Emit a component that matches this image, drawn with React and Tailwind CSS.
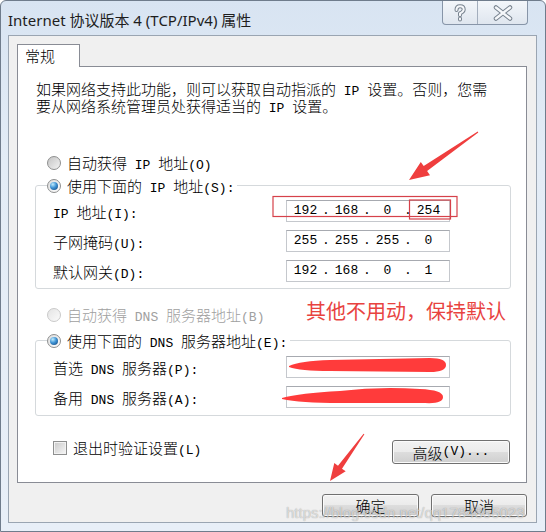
import React from "react";

// Split a label into CJK and ASCII runs so the Latin parts get a half-width mono face
function T({ s }) {
  return s
    .split(/([\x20-\x7E]+)/)
    .filter(Boolean)
    .map((part, i) =>
      /^[\x20-\x7E]+$/.test(part) ? (
        <span key={i} className="font-['Liberation_Mono',monospace] text-[13px] leading-[0]">
          {part}
        </span>
      ) : (
        <span key={i}>{part}</span>
      )
    );
}

function Radio({ checked, disabled }) {
  return (
    <span
      className={`flex h-[14px] w-[14px] shrink-0 items-center justify-center rounded-full border ${
        disabled
          ? "border-[#c9c9c9] bg-[linear-gradient(135deg,#e4e4e4,#fbfbfb)]"
          : checked
          ? "border-[#8e8f8f] bg-[linear-gradient(135deg,#dcdcdc,#ffffff)]"
          : "border-[#8e8f8f] bg-[linear-gradient(135deg,#c4c4c4,#f3f3f3)]"
      }`}
    >
      {checked && (
        <span className="h-[8px] w-[8px] rounded-full bg-[radial-gradient(circle_at_35%_30%,#c0ecfd_0%,#3d92d4_45%,#103f75_100%)]" />
      )}
    </span>
  );
}

function Btn({ children, className }) {
  return (
    <div
      className={`flex items-center justify-center rounded-[3px] border border-[#707070] bg-[linear-gradient(to_bottom,#f2f2f2_0%,#ebebeb_50%,#dddddd_50%,#cfcfcf_100%)] text-[15px] leading-[17px] shadow-[inset_0_0_0_1px_#fbfbfb] ${className}`}
    >
      {children}
    </div>
  );
}

function IpField({ parts }) {
  return (
    <div className="flex h-[22px] w-[164px] items-center border border-[#c5c8cd] border-t-[#a7aab0] bg-white pl-[2px] font-['Liberation_Mono',monospace] text-[13px] leading-[16px]">
      {parts &&
        parts.map((p, i) => (
          <React.Fragment key={i}>
            {i > 0 && <span className="w-[8px] text-center">.</span>}
            <span className="w-[33px] text-center">{p}</span>
          </React.Fragment>
        ))}
    </div>
  );
}

function Row({ label, parts }) {
  return (
    <div className="flex h-[22px] items-center">
      <div className="h-[17px] w-[233px] text-[15px] leading-[17px]">
        <T s={label} />
      </div>
      <IpField parts={parts} />
    </div>
  );
}

export default function App() {
  return (
    <div className="relative flex h-[532px] w-[546px] flex-col overflow-hidden rounded-t-[6px] border border-[#6f7c8c] bg-[linear-gradient(to_bottom,#d8e4f2,#e3ecf6_30%,#e8eff8)] font-['Noto_Sans_CJK_SC',sans-serif] font-light text-black">
      {/* Title bar */}
      <div className="flex h-[34px] shrink-0 items-start justify-between">
        <div className="pl-[7px] pt-[9px] font-['Noto_Sans','Noto_Sans_CJK_SC',sans-serif] text-[15px] font-normal leading-[20px] text-[#1e1e1e]">
          Internet 协议版本 4 (TCP/IPv4) 属性
        </div>
        <div className="mr-[17px] flex h-[24px] overflow-hidden rounded-b-[4px] border border-t-0 border-[#8795a8] bg-[linear-gradient(to_bottom,#f3f6fa,#dfe6ef)]">
          <div className="flex w-[35px] items-center justify-center border-r border-[#a3aebd]">
            <svg width="20" height="20" viewBox="0 0 20 20">
              <path
                d="M6.5 7 C6.5 4.5 8 3.2 10 3.2 C12.3 3.2 13.7 4.6 13.7 6.5 C13.7 8.4 12.3 9.3 10 10.3 L10 12.3 M10 15.6 L10 16.4"
                fill="none"
                stroke="#78838f"
                strokeWidth="4"
                strokeLinecap="round"
                strokeLinejoin="round"
              />
              <path
                d="M6.5 7 C6.5 4.5 8 3.2 10 3.2 C12.3 3.2 13.7 4.6 13.7 6.5 C13.7 8.4 12.3 9.3 10 10.3 L10 12.3 M10 15.6 L10 16.4"
                fill="none"
                stroke="#f5f7fa"
                strokeWidth="2"
                strokeLinecap="round"
                strokeLinejoin="round"
              />
            </svg>
          </div>
          <div className="flex w-[49px] items-center justify-center">
            <svg width="24" height="18" viewBox="0 0 24 18">
              <path d="M5 3.5 L19 14.5 M19 3.5 L5 14.5" fill="none" stroke="#78838f" strokeWidth="4.5" strokeLinecap="round" />
              <path d="M5 3.5 L19 14.5 M19 3.5 L5 14.5" fill="none" stroke="#f5f7fa" strokeWidth="2.5" strokeLinecap="round" />
            </svg>
          </div>
        </div>
      </div>

      {/* Client area */}
      <div className="ml-[7px] mr-[8px] flex flex-col border border-[#9aa5b2] bg-[#f0f0f0] pb-[5px] pl-[8px] pr-[9px] pt-[8px]">
        <div className="relative z-10 -mb-px h-[23px] w-[63px] border border-b-0 border-[#898c95] bg-white pl-[7px] text-[15px] leading-[21px]">
          常规
        </div>

        <div className="flex flex-col border border-[#898c95] bg-white">
          <div className="mt-[13px] pl-[18px] text-[15px] leading-[17px]">
            <div className="h-[17px]">
              <T s="如果网络支持此功能，则可以获取自动指派的 IP 设置。否则，您需" />
            </div>
            <div className="h-[17px]">
              <T s="要从网络系统管理员处获得适当的 IP 设置。" />
            </div>
          </div>

          <div className="ml-[29px] mt-[40px] flex h-[17px] items-center gap-[6px] text-[15px] leading-[17px]">
            <Radio />
            <span>
              <T s="自动获得 IP 地址(O)" />
            </span>
          </div>

          <div className="ml-[17px] mr-[15px] mt-[14px] rounded-[3px] border border-[#d5d9dc] pb-[6px]">
            <div className="-mt-[9px] ml-[11px] flex h-[17px] w-fit items-center gap-[6px] bg-white pr-[3px] text-[15px] leading-[17px]">
              <Radio checked />
              <span>
                <T s="使用下面的 IP 地址(S):" />
              </span>
            </div>
            <div className="mt-[6px] flex flex-col gap-[8px] pl-[17px]">
              <Row label="IP 地址(I):" parts={["192", "168", "0", "254"]} />
              <Row label="子网掩码(U):" parts={["255", "255", "255", "0"]} />
              <Row label="默认网关(D):" parts={["192", "168", "0", "1"]} />
            </div>
          </div>

          <div className="ml-[29px] mt-[17px] flex h-[17px] items-center gap-[6px] text-[15px] leading-[17px] text-[#a0a0a0]">
            <Radio disabled />
            <span>
              <T s="自动获得 DNS 服务器地址(B)" />
            </span>
          </div>

          <div className="ml-[17px] mr-[15px] mt-[17px] rounded-[3px] border border-[#d5d9dc] pb-[7px]">
            <div className="-mt-[9px] ml-[11px] flex h-[17px] w-fit items-center gap-[6px] bg-white pr-[3px] text-[15px] leading-[17px]">
              <Radio checked />
              <span>
                <T s="使用下面的 DNS 服务器地址(E):" />
              </span>
            </div>
            <div className="mt-[7px] flex flex-col gap-[8px] pl-[17px]">
              <Row label="首选 DNS 服务器(P):" />
              <Row label="备用 DNS 服务器(A):" />
            </div>
          </div>

          <div className="mt-[23px] flex items-start justify-between pb-[18px] pl-[35px] pr-[16px]">
            <div className="flex h-[17px] items-center gap-[6px] text-[15px] leading-[17px]">
              <span className="h-[14px] w-[14px] border border-[#8e8f8f] bg-[linear-gradient(135deg,#c9c9c9,#f7f7f7)] shadow-[inset_0_0_0_1px_#f2f2f2]" />
              <span>
                <T s="退出时验证设置(L)" />
              </span>
            </div>
            <Btn className="mt-px h-[24px] w-[118px]">
              <T s="高级(V)..." />
            </Btn>
          </div>
        </div>

        <div className="mt-[11px] flex justify-end gap-[12px]">
          <Btn className="h-[23px] w-[97px]">确定</Btn>
          <Btn className="h-[23px] w-[96px]">取消</Btn>
        </div>
      </div>

      {/* Annotations drawn over the dialog */}
      <svg className="pointer-events-none absolute left-[-1px] top-[-1px]" width="546" height="532" viewBox="0 0 546 532">
        <rect x="273" y="196.5" width="184" height="20" fill="none" stroke="#d6414a" strokeWidth="1.2" />
        <rect x="409.5" y="200" width="41" height="19" fill="none" stroke="#d6414a" strokeWidth="1.2" />
        <polygon
          points="478.3,132.4 427.1,171.1 430,175.2 409,180 420.8,162 423.7,166.1 477.7,131.6"
          fill="#ef3e3e"
        />
        <polygon
          points="364.4,434.3 342,468.7 345.7,471.3 330,481 334.3,463.1 338,465.7 363.6,433.7"
          fill="#ef3e3e"
        />
        <path
          d="M289 366 Q300 361 330 360 L430 358 Q446 358 446 365 Q446 372 430 372 L330 371 Q300 371 289 367 Z"
          fill="#ff3b3b"
        />
        <path
          d="M282 398 Q300 393 340 391 Q380 386 420 389 Q443 390 443 397 Q443 404 425 403 L340 403 Q300 403 282 399 Z"
          fill="#ff3b3b"
        />
      </svg>

      <div className="pointer-events-none absolute left-[305px] top-[299px] text-[20px] font-normal leading-[22px] text-[#e8433f]">
        其他不用动，保持默认
      </div>

      <div className="pointer-events-none absolute left-[285px] top-[503px] font-['Liberation_Sans',sans-serif] text-[15px] font-normal leading-[18px] text-white/60 [text-shadow:0_0_1px_rgba(0,0,0,0.4)]">
        https://blog.csdn.net/qq1784855023
      </div>
    </div>
  );
}
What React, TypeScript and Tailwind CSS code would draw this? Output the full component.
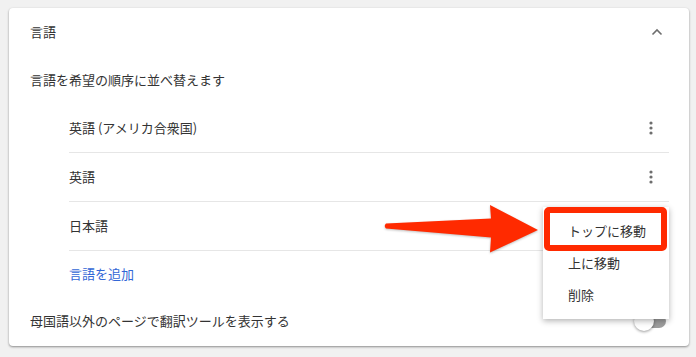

# # # #

- EXERCISE AIM
From the first line above through the line containing "import React from", copy everything exactly, without the pictures.

- OUTPUT BELOW
Emit a component that matches this image, drawn with React and Tailwind CSS.
import React from "react";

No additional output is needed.